How does the closure property prove that the sum of a rational and irrational number is irrational?

The closure property itself does not directly prove that the sum of a rational and an irrational number is irrational. However, the concept of closure is closely related to this proof.

The closure property states that if you perform an operation (such as addition) on two elements of a certain set (such as the set of rational numbers), the result will also be an element of that set. In other words, when you add two rational numbers, the result is always a rational number.

To prove that the sum of a rational and an irrational number is irrational, we can use proof by contradiction.

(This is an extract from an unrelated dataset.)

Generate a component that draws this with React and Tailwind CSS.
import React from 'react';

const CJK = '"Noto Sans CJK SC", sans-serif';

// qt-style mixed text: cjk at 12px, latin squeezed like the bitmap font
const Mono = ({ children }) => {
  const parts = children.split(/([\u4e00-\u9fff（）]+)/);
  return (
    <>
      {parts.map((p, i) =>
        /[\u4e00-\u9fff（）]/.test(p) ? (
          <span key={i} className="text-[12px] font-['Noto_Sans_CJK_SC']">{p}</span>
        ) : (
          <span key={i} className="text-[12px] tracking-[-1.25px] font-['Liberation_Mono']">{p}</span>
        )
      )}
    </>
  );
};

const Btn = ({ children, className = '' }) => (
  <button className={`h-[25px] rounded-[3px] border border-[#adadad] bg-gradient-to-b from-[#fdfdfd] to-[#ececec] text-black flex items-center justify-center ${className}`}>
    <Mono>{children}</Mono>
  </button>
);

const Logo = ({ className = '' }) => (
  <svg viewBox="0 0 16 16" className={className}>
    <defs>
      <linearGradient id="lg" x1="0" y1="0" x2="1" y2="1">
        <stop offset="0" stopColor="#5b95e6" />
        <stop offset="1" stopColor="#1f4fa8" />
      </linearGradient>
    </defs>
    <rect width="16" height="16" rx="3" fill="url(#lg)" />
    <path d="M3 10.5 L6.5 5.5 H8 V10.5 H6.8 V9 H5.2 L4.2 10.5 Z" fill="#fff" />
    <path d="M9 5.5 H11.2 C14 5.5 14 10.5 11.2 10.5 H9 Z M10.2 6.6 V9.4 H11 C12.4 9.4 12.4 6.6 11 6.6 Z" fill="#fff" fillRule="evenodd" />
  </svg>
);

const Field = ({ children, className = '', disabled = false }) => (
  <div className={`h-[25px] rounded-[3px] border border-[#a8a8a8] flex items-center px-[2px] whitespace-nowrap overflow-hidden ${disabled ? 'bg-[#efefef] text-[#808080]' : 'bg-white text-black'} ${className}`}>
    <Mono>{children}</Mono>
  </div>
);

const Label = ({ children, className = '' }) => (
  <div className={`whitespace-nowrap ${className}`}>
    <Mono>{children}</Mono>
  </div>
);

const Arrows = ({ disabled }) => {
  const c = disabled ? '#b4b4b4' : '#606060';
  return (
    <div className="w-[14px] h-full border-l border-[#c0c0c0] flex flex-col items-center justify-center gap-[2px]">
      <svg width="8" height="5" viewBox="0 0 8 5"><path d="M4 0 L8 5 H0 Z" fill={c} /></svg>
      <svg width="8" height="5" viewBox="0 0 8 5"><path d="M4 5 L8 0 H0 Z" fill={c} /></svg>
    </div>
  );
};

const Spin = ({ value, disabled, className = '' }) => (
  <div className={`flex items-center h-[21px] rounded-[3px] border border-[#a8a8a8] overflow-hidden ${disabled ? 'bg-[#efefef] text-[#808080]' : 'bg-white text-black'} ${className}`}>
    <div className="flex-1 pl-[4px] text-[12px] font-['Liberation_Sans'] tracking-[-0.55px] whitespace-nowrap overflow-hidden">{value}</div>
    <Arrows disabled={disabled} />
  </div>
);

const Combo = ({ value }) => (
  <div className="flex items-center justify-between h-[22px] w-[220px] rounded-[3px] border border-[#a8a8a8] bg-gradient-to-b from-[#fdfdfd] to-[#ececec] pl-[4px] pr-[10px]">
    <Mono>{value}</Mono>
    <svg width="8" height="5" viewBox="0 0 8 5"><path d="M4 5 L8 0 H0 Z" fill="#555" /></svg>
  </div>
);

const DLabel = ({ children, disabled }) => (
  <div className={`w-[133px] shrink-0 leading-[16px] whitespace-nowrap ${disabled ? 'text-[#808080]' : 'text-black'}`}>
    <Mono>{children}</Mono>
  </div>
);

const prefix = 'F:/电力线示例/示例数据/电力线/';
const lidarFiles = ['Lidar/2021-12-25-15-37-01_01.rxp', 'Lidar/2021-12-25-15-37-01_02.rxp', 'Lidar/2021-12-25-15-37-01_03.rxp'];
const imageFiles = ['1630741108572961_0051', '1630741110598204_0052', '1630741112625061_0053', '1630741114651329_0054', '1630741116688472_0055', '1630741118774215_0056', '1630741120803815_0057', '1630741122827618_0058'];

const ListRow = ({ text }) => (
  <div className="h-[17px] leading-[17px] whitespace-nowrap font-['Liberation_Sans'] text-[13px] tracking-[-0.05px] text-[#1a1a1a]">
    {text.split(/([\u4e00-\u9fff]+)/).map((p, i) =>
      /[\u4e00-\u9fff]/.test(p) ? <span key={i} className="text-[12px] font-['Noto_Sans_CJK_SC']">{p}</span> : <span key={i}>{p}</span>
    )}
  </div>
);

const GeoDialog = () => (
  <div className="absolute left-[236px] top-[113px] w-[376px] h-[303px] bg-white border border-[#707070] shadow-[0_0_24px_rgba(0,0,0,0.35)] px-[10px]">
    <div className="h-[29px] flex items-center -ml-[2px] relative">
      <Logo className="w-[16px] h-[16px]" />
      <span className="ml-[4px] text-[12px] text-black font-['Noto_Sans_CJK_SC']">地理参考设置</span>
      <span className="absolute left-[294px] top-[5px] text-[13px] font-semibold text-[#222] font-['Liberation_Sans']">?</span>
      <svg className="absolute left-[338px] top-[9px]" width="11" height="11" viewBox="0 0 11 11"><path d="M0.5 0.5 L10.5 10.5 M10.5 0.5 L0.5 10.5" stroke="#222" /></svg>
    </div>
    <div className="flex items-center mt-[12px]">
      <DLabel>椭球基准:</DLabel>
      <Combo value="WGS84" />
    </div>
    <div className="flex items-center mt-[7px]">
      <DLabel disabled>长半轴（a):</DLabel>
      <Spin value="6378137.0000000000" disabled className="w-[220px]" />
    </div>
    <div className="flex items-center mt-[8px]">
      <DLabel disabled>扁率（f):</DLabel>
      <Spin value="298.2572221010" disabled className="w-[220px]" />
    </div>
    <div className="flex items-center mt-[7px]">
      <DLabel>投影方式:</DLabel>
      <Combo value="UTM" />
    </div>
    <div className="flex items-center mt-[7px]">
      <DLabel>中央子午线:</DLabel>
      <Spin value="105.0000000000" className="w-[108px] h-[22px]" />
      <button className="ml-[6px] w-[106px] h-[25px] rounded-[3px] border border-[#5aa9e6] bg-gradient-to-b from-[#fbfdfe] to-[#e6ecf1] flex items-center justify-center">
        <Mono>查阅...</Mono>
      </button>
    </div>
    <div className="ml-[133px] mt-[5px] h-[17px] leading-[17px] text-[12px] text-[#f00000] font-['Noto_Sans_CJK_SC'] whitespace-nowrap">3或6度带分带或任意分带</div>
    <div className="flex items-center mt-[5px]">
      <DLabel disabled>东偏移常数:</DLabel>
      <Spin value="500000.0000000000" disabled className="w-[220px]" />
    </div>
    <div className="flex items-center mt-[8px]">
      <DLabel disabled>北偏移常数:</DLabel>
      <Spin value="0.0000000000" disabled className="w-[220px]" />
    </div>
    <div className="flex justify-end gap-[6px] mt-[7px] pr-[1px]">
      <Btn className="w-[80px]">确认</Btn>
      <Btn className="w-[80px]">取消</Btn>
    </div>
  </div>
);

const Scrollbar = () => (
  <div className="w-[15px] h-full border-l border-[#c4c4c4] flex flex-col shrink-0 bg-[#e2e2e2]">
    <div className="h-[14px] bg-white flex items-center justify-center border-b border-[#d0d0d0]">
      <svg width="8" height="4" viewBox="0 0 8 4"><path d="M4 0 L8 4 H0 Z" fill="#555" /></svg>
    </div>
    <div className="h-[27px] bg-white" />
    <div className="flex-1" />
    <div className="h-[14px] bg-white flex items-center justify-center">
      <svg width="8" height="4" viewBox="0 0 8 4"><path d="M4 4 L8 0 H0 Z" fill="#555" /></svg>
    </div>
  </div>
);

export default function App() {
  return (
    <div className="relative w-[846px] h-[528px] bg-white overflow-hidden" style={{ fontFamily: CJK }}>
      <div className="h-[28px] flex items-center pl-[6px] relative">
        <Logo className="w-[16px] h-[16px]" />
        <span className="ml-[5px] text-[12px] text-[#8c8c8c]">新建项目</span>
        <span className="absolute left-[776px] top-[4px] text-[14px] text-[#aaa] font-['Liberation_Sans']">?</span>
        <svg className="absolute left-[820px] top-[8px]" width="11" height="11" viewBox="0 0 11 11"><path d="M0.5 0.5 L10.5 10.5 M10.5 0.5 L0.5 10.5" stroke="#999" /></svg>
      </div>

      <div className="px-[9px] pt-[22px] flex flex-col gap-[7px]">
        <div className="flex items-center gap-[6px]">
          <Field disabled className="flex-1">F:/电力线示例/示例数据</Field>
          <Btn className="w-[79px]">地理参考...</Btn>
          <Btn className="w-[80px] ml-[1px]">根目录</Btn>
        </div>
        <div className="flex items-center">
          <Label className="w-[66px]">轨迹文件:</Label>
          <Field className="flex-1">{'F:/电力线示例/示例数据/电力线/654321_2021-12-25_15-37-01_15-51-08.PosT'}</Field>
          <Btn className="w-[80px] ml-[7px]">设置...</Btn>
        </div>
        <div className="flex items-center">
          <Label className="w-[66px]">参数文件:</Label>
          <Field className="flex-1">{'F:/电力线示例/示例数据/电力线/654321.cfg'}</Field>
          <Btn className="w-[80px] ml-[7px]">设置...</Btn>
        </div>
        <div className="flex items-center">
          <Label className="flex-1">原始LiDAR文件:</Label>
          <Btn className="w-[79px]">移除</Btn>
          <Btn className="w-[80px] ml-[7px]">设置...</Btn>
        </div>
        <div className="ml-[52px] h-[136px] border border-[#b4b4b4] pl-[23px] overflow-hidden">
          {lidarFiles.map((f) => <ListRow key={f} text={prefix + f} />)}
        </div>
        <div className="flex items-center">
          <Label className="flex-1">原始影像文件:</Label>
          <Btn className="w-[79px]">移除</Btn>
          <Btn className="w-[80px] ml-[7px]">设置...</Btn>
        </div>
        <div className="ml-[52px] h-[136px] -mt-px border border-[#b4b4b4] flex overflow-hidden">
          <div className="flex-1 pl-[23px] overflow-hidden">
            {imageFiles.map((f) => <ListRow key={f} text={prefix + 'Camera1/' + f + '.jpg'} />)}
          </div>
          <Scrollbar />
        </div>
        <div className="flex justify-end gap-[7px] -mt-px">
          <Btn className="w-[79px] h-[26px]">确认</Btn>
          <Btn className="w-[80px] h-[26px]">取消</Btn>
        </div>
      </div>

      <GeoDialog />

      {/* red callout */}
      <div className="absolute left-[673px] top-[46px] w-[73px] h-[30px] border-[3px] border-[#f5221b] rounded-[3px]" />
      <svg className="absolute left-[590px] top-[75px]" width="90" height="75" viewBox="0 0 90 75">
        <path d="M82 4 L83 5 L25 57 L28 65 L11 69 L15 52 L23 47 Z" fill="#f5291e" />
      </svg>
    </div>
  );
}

Let's suppose that the sum of a rational and an irrational number is rational. So, we have a rational number "a" and an irrational number "b", and their sum is a rational number "c". Mathematically, we can express this as:

a + b = c

We know that the rational numbers are a closed set under addition. Hence, the sum of two rational numbers is always rational. Therefore, the sum of the rational number "a" and the irrational number "b" (which is assumed to be rational) should also be rational.

Now, we can rewrite the equation as follows:

b = c - a

Since "c" is rational (as we assumed), and "a" is rational, the difference c - a must also be rational (since rational numbers are closed under subtraction). However, we initially assumed that "b" was irrational, which contradicts our assumption.

Hence, the assumption that the sum of a rational and an irrational number is rational must be incorrect. Therefore, the sum of a rational and an irrational number is always irrational.

This proof relies not only on the concept of closure (which ensures that the difference c - a remains within the set of rational numbers), but also on the properties of rational and irrational numbers.